ETA: On further examination, based on the size of the original (theoretically empty) iPhoto library file, I think all the photo data must still be in there somewhere. And this is exactly the whole reason I wanted to mess around with it in the first place: I dislike the "black box" approach that iPhoto takes to file management.

Date: 2010-01-25 11:50 am (UTC)
ext_12726: (Photography)
From: [identity profile] heleninwales.livejournal.com
Sympathies re the disappearance of the photos. If iPhoto works anything like the PhotoShop Elements photo managing sofware, it does indeed leave the picture files exactly where they are and therefore must just save some sort of link to them.

Do you know where your camera downloads pictures to?

To be honest, I refuse to use any of these photo library managing things and I have my own manual filing system which works fine for me.

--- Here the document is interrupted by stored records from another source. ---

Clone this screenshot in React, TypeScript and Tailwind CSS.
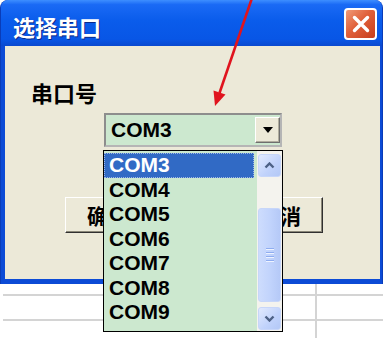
import React from "react";

const ports = ["COM3", "COM4", "COM5", "COM6", "COM7", "COM8", "COM9"];

const Chevron = ({ up }: { up?: boolean }) => (
  <svg width="11" height="7" viewBox="0 0 11 7">
    <path
      d={up ? "M1.5 5.5 L5.5 1.5 L9.5 5.5" : "M1.5 1.5 L5.5 5.5 L9.5 1.5"}
      fill="none"
      stroke="#4d6185"
      strokeWidth="2.4"
    />
  </svg>
);

const ScrollButton = ({ up }: { up?: boolean }) => (
  <div className="mx-[1px] h-[23px] rounded-[3px] border border-[#c7d6f9] bg-[linear-gradient(135deg,#e2eafe,#c0d2fb_60%,#b3c8f6)] flex items-center justify-center">
    <Chevron up={up} />
  </div>
);

export default function App() {
  return (
    <div className="relative w-[385px] h-[338px] overflow-hidden bg-white font-['Noto_Sans_CJK_SC',sans-serif]">
      {/* window */}
      <div className="w-[383px] h-[284px] rounded-t-[8px] bg-[#0c4bd6] border-l border-r border-[#0a3cb8] flex flex-col">
        {/* title bar */}
        <div className="h-[46px] rounded-t-[7px] bg-[linear-gradient(to_bottom,#3d8eff_0%,#1a6af5_10%,#0a5ceb_45%,#0856e6_85%,#0a49cf_100%)] flex justify-between pl-[12px] pr-[5px]">
          <div className="mt-[15px] text-[22px] leading-[22px] font-bold text-white [text-shadow:1px_1px_0_#0a2a8a]">
            选择串口
          </div>
          <div className="mt-[8px] w-[33px] h-[32px] rounded-[4px] border-2 border-white bg-[linear-gradient(135deg,#f09a78,#e0603a_45%,#c83e1c)] flex items-center justify-center">
            <svg width="18" height="18" viewBox="0 0 18 18">
              <path d="M2.5 2.5 L15.5 15.5 M15.5 2.5 L2.5 15.5" stroke="#fff" strokeWidth="3.4" strokeLinecap="round" />
            </svg>
          </div>
        </div>

        {/* client area */}
        <div className="flex-1 ml-[4px] mr-[2px] mb-[5px] bg-[#ece9d8] flex flex-col">
          <div className="mt-[35px] ml-[26px] text-[22px] leading-[22px] font-bold text-black">串口号</div>

          <div className="mt-[10px] ml-[99px] w-[178px] h-[34px] border-2 border-t-[#8d8d8d] border-l-[#8d8d8d] border-b-[#b5b5b5] border-r-[#b5b5b5] bg-[#cce8cf] flex items-center">
            <span className="flex-1 pl-[5px] text-[21px] leading-[24px] font-bold text-black font-['Liberation_Sans',sans-serif]">
              COM3
            </span>
            <div className="w-[25px] h-[26px] bg-[#ece9d8] border border-t-white border-l-white border-b-[#6e6e6e] border-r-[#6e6e6e] shadow-[inset_-1px_-1px_0_#b0ad9e] flex items-center justify-center">
              <svg width="10" height="6" viewBox="0 0 10 6">
                <path d="M0 0 H10 L5 6 Z" fill="#000" />
              </svg>
            </div>
          </div>

          <div className="mt-[50px] ml-[60px] flex gap-[86px]">
            {["确定", "取消"].map((t) => (
              <div
                key={t}
                className="w-[86px] h-[36px] bg-[#ece9d8] border border-t-white border-l-white border-b-[#303030] border-r-[#303030] shadow-[inset_-1px_-1px_0_#8a8778] flex items-center justify-center text-[21px] leading-[21px] font-bold text-black"
              >
                {t}
              </div>
            ))}
          </div>
        </div>
      </div>

      {/* sheet grid below */}
      <div className="flex h-[54px]">
        <div className="w-[317px] border-r-2 border-[#d4d4d4] pl-[3px]">
          <div className="h-[12px] border-b-2 border-[#d4d4d4]" />
          <div className="h-[25px] border-b-2 border-[#d4d4d4]" />
        </div>
        <div className="w-[66px]">
          <div className="h-[12px] border-b-2 border-[#d4d4d4]" />
          <div className="h-[25px] border-b-2 border-[#d4d4d4]" />
        </div>
      </div>

      {/* open drop-down list */}
      <div className="absolute left-[103px] top-[150px] w-[180px] h-[182px] border border-black bg-[#cce8cf] flex font-['Liberation_Sans',sans-serif]">
        <div className="flex-1 pt-[2px] pr-[3px]">
          {ports.map((p, i) => (
            <div
              key={p}
              className={
                i === 0
                  ? "h-[24.5px] leading-[24.5px] pl-[5px] text-[21px] font-bold bg-[#316ac5] text-white outline-1 outline-dotted -outline-offset-1 outline-[#9fb6e6]"
                  : "h-[24.5px] leading-[24.5px] pl-[5px] text-[21px] font-bold text-black"
              }
            >
              {p}
            </div>
          ))}
        </div>
        <div className="w-[25px] bg-[#f4f3ee] pt-[3px] flex flex-col">
          <ScrollButton up />
          <div className="h-[31px]" />
          <div className="mx-[1px] h-[94px] rounded-[3px] border border-[#c7d6f9] bg-[linear-gradient(to_right,#cddcfd,#c2d4fc_50%,#b5c9f7)] flex flex-col items-center justify-center gap-[2px]">
            {[0, 1, 2, 3].map((k) => (
              <div key={k} className="w-[8px] h-[2px] border-t border-[#8fadf0] border-b border-b-[#eef3ff]" />
            ))}
          </div>
          <div className="h-[5px]" />
          <ScrollButton />
        </div>
      </div>

      {/* red annotation arrow */}
      <svg className="absolute inset-0 pointer-events-none" width="385" height="338" viewBox="0 0 385 338">
        <line x1="252" y1="-2" x2="219.5" y2="93" stroke="#e0141e" strokeWidth="2.6" />
        <polygon points="215,106 213.5,90.5 225.5,94.5" fill="#e0141e" />
      </svg>
    </div>
  );
}
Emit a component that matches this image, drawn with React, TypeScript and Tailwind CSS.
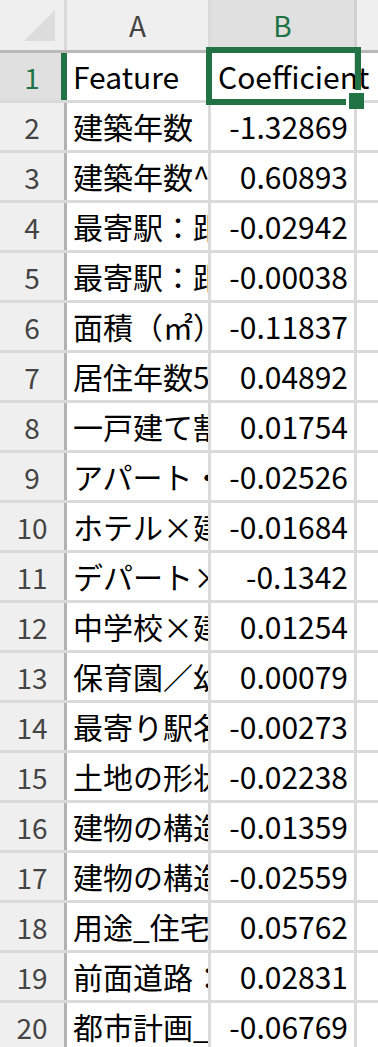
const rows: { label: string; value: string }[] = [
  { label: "建築年数", value: "-1.32869" },
  { label: "建築年数^2", value: "0.60893" },
  { label: "最寄駅：距離（分）", value: "-0.02942" },
  { label: "最寄駅：距離（分）^2", value: "-0.00038" },
  { label: "面積（㎡）", value: "-0.11837" },
  { label: "居住年数5年以上", value: "0.04892" },
  { label: "一戸建て割合", value: "0.01754" },
  { label: "アパート・マンション割合", value: "-0.02526" },
  { label: "ホテル×建築年数", value: "-0.01684" },
  { label: "デパート×建築年数", value: "-0.1342" },
  { label: "中学校×建築年数", value: "0.01254" },
  { label: "保育園／幼稚園×建築年数", value: "0.00079" },
  { label: "最寄り駅名_ダミー", value: "-0.00273" },
  { label: "土地の形状", value: "-0.02238" },
  { label: "建物の構造", value: "-0.01359" },
  { label: "建物の構造_木造", value: "-0.02559" },
  { label: "用途_住宅", value: "0.05762" },
  { label: "前面道路：幅員", value: "0.02831" },
  { label: "都市計画_用途地域", value: "-0.06769" },
]

export default function App() {
  return (
    <div className="relative h-[1047px] w-[378px] overflow-hidden bg-white font-['Noto_Sans_CJK_JP',sans-serif] text-black">
      {/* column headers */}
      <div className="flex h-[53px] border-b-[3px] border-[#b9b9b9] bg-[#efefef]">
        <div className="relative w-[67px] shrink-0 border-r-[3px] border-[#dadada]">
          <svg className="absolute left-0 top-0" width="64" height="50">
            <polygon points="24,41 55,41 55,10" fill="#dcdcdc" />
          </svg>
        </div>
        <div className="flex w-[144px] shrink-0 items-center justify-center border-r-[3px] border-[#dadada] text-[28px] text-[#444]">
          A
        </div>
        <div className="flex w-[146px] shrink-0 items-center justify-center border-r-[3px] border-[#d0d0d0] bg-[#e0e0e0] text-[28px] text-[#217346]">
          B
        </div>
        <div className="flex-1" />
      </div>

      {/* row 1 */}
      <div className="flex h-[50px] border-b-[3px] border-[#dadada]">
        <div className="flex w-[67px] shrink-0 items-center justify-center border-r-[6px] border-[#217346] bg-[#e0e0e0] pl-[3px] text-[28px] text-[#217346]">
          1
        </div>
        <div className="flex w-[144px] shrink-0 items-center overflow-hidden whitespace-nowrap border-r-[3px] border-[#dadada] pl-[6px] text-[30px]">
          Feature
        </div>
        <div className="flex w-[146px] shrink-0 items-center whitespace-nowrap border-r-[3px] border-[#dadada] pl-[7px] text-[30px]">
          Coefficient
        </div>
        <div className="flex-1" />
      </div>

      {rows.map((r, i) => (
        <div key={i} className="flex h-[50px] border-b-[3px] border-[#dadada]">
          <div className="flex w-[67px] shrink-0 items-center justify-center border-r-[3px] border-[#b3b3b3] bg-[#efefef] text-[28px] text-[#444]">
            {i + 2}
          </div>
          <div className="flex w-[144px] shrink-0 items-center overflow-hidden whitespace-nowrap border-r-[3px] border-[#dadada] pl-[6px] text-[30px]">
            {r.label}
          </div>
          <div className="flex w-[146px] shrink-0 items-center justify-end whitespace-nowrap border-r-[3px] border-[#dadada] pr-[6px] text-[30px]">
            {r.value}
          </div>
          <div className="flex-1" />
        </div>
      ))}

      {/* selected cell B1 */}
      <div className="absolute left-[206px] top-[47px] h-[58px] w-[155px] border-[6px] border-[#217346]" />
      <div className="absolute left-[346px] top-[90px] h-[19px] w-[18px] border-l-[3px] border-t-[3px] border-white bg-[#217346]" />
    </div>
  )
}
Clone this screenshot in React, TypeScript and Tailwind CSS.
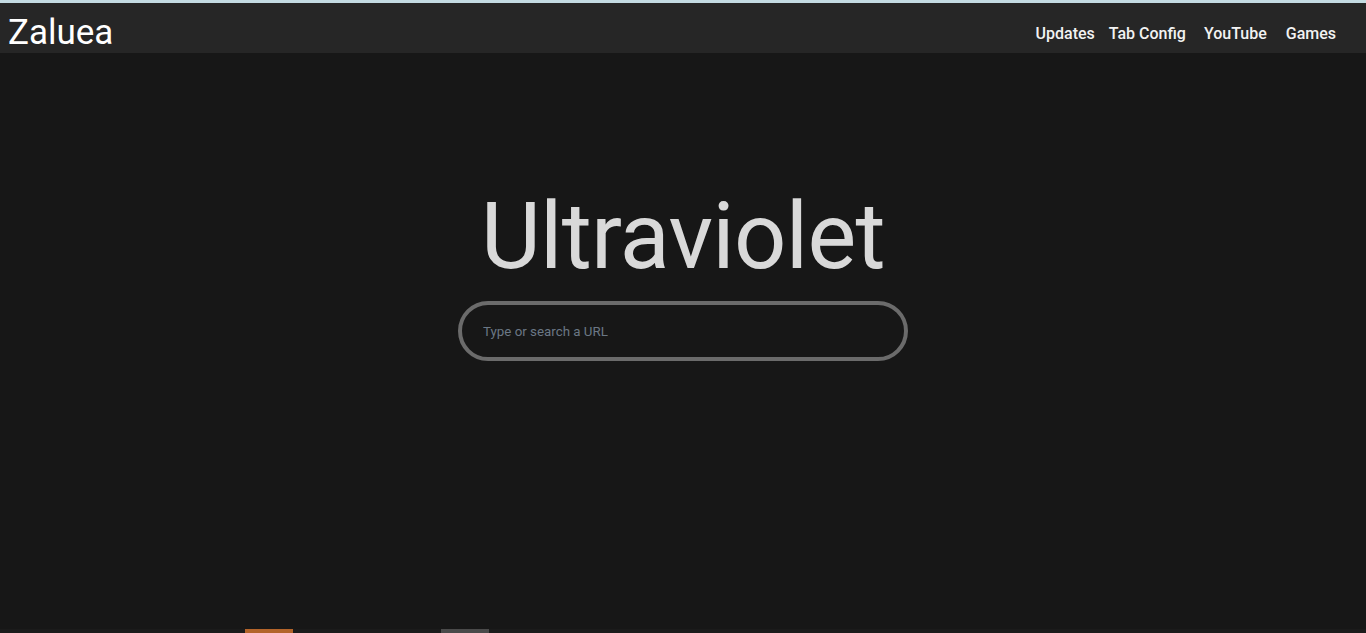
const links = [
  { text: "Updates", gap: "" },
  { text: "Tab Config", gap: "ml-[14px]" },
  { text: "YouTube", gap: "ml-[18px]" },
  { text: "Games", gap: "ml-[19px]" },
];

export default function App() {
  return (
    <div className="flex h-[633px] flex-col overflow-hidden bg-[#171717] font-['Roboto',sans-serif]">
      <div className="h-[3px] bg-[#c4dbe2]" />
      <header className="flex h-[50px] items-end justify-between bg-[#262626] pl-2 pr-[30px]">
        <h1 className="text-[35px] leading-[40px] font-normal text-white">Zaluea</h1>
        <nav className="flex pb-[7px]">
          {links.map((link) => (
            <a
              key={link.text}
              href="#"
              className={`${link.gap} text-base leading-6 font-medium text-[#f2f2f2]`}
            >
              {link.text}
            </a>
          ))}
        </nav>
      </header>
      <main className="flex flex-1 flex-col items-center pt-[138px]">
        <h2 className="text-[92px] leading-none font-normal tracking-[-0.7px] text-[#d9d9d9]">
          Ultraviolet
        </h2>
        <input
          type="text"
          placeholder="Type or search a URL"
          className="mt-[18px] h-[60px] w-[450px] rounded-full border-4 border-[#6b6b6b] bg-transparent pl-[21px] text-[13.33px] text-[#d9d9d9] outline-none placeholder:text-[#6b7785]"
        />
      </main>
      <div className="flex h-[4px] bg-[#1b1b1b]">
        <div className="ml-[245px] w-[48px] bg-[#b3642a]" />
        <div className="ml-[148px] w-[48px] bg-[#4a4a4a]" />
      </div>
    </div>
  );
}
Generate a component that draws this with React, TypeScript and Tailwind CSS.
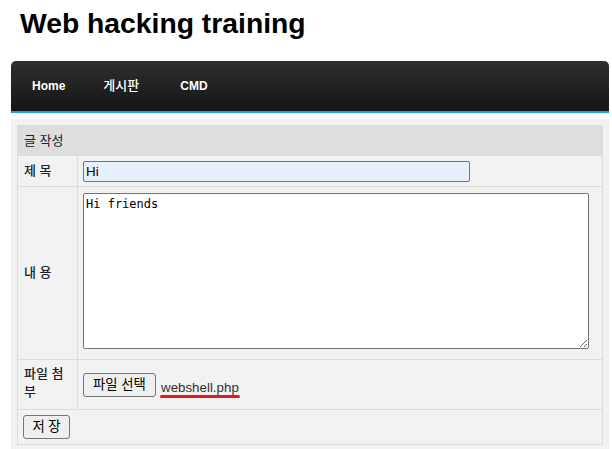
import React from "react";

const navItems = [
  { label: "Home", cls: "ml-[21px] text-[12px] font-bold" },
  { label: "게시판", cls: "ml-[38px] text-[13px] font-medium" },
  { label: "CMD", cls: "ml-[41px] text-[12px] font-bold" },
];

const App = () => {
  return (
    <div className="w-[612px] h-[449px] overflow-hidden bg-white font-['Liberation_Sans','Noto_Sans_CJK_KR',sans-serif] text-[#333]">
      <h1 className="pl-[20px] pt-[9px] text-[28.3px] leading-[28px] font-bold text-black">
        Web hacking training
      </h1>

      {/* top menu */}
      <nav className="ml-[11px] mt-[24px] w-[598px] h-[52px] flex items-center rounded-t-[5px] border-b-2 border-[#1ba1e2] bg-linear-to-b from-[#303030] to-[#151515]">
        {navItems.map((item) => (
          <a key={item.label} className={`${item.cls} text-white`}>
            {item.label}
          </a>
        ))}
      </nav>

      <div className="ml-[11px] mt-[6px] w-[598px] bg-[#f2f2f2] p-[6px]">
        <div className="w-[586px] border border-[#dddddd] text-[13px]">
          <div className="h-[30px] flex items-center pl-[6px] bg-[#dddddd] text-[#222]">
            글 작성
          </div>

          {/* title */}
          <div className="flex h-[31px] border-b border-[#dddddd]">
            <div className="w-[60px] shrink-0 flex items-center pl-[6px] border-r border-[#dddddd] font-medium text-[#222]">
              제 목
            </div>
            <div className="pl-[5px] pt-[5px]">
              <input
                defaultValue="Hi"
                className="block w-[387px] h-[21px] px-[2px] border border-[#767676] rounded-[2px] bg-[#e8f0fe] text-[13.333px] text-black outline-none"
              />
            </div>
          </div>

          {/* content */}
          <div className="flex h-[173px] border-b border-[#dddddd]">
            <div className="w-[60px] shrink-0 flex items-center pl-[6px] border-r border-[#dddddd] font-medium text-[#222]">
              내 용
            </div>
            <div className="pl-[5px] pt-[6px]">
              <textarea
                defaultValue="Hi friends"
                className="block w-[506px] h-[156px] px-[2px] py-[1px] border border-[#767676] rounded-[2px] bg-white font-['DejaVu_Sans_Mono',monospace] text-[12px] text-black outline-none"
              />
            </div>
          </div>

          {/* attachment */}
          <div className="flex h-[50px] border-b border-[#dddddd]">
            <div className="w-[60px] shrink-0 flex flex-col justify-center pl-[6px] pb-[4px] border-r border-[#dddddd] font-medium text-[#222] leading-[18px]">
              <span>파일 첨</span>
              <span>부</span>
            </div>
            <div className="flex items-center pl-[5px]">
              <button className="w-[73px] h-[24px] flex items-center justify-center border border-[#767676] rounded-[3px] bg-[#efefef] text-[13.333px] text-black">
                파일 선택
              </button>
              <span className="relative ml-[5px] mt-[7px] text-[13.333px] text-[#333]">
                webshell.php
                <span className="absolute left-[-1px] top-[17px] w-[80px] h-[3px] rounded-full bg-[#e01b1b]" />
              </span>
            </div>
          </div>

          {/* save */}
          <div className="h-[34px] flex items-center pl-[5px]">
            <button className="w-[47px] h-[24px] flex items-center justify-center border border-[#767676] rounded-[3px] bg-[#efefef] text-[13.333px] text-black">
              저 장
            </button>
          </div>
        </div>
      </div>
    </div>
  );
};

export default App;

Date: 2010-01-26 07:55 am (UTC)
From: [identity profile] hrj.livejournal.com
Back before I had a digital camera, I built my own filing and tracking system for images (mostly to keep track of multiple versions of the same original image with various edits applied). But when I got a camera and a phone-camera, I figured I'd try working with iPhoto for the ease of interface. Unfortunately, it triggers my Control Issues in a major way. What I really want is not so much a file management system, but an image indexing system that will help me track the relationships between versions and will let me tag sets of images for particular projects without having to make (and move) separate copies for each project. That part isn't so much for photos as for scanned images for research purposes.

Date: 2010-01-26 06:25 pm (UTC)
ext_12726: (bison)
From: [identity profile] heleninwales.livejournal.com
I must admit that tagging is a useful feature of photo-managing software. So far I've managed without it, but I can see how it would be invaluable for any sort of project that uses images.

Date: 2010-01-25 05:25 pm (UTC)
From: [identity profile] goldenstag.livejournal.com
I dislike the "black box" approach that iPhoto takes to file management.

But you're not the "average" computer user ... heh. Neither am I. I don't tend to use any of the "automatic" stuff for file management, because it makes me crazy. In Windows computers it is the "My Documents" and "My this" and "My that" folders ... argh! STOP IT! Oh well.

Date: 2010-01-25 10:19 pm (UTC)
From: [identity profile] cryptocosm.livejournal.com
Sounds like yet another instance of the "I know what you want better than you do" programming paradigm. Unfortunately, for the vast majority of the computer-using public, that paradigm is probably accurate.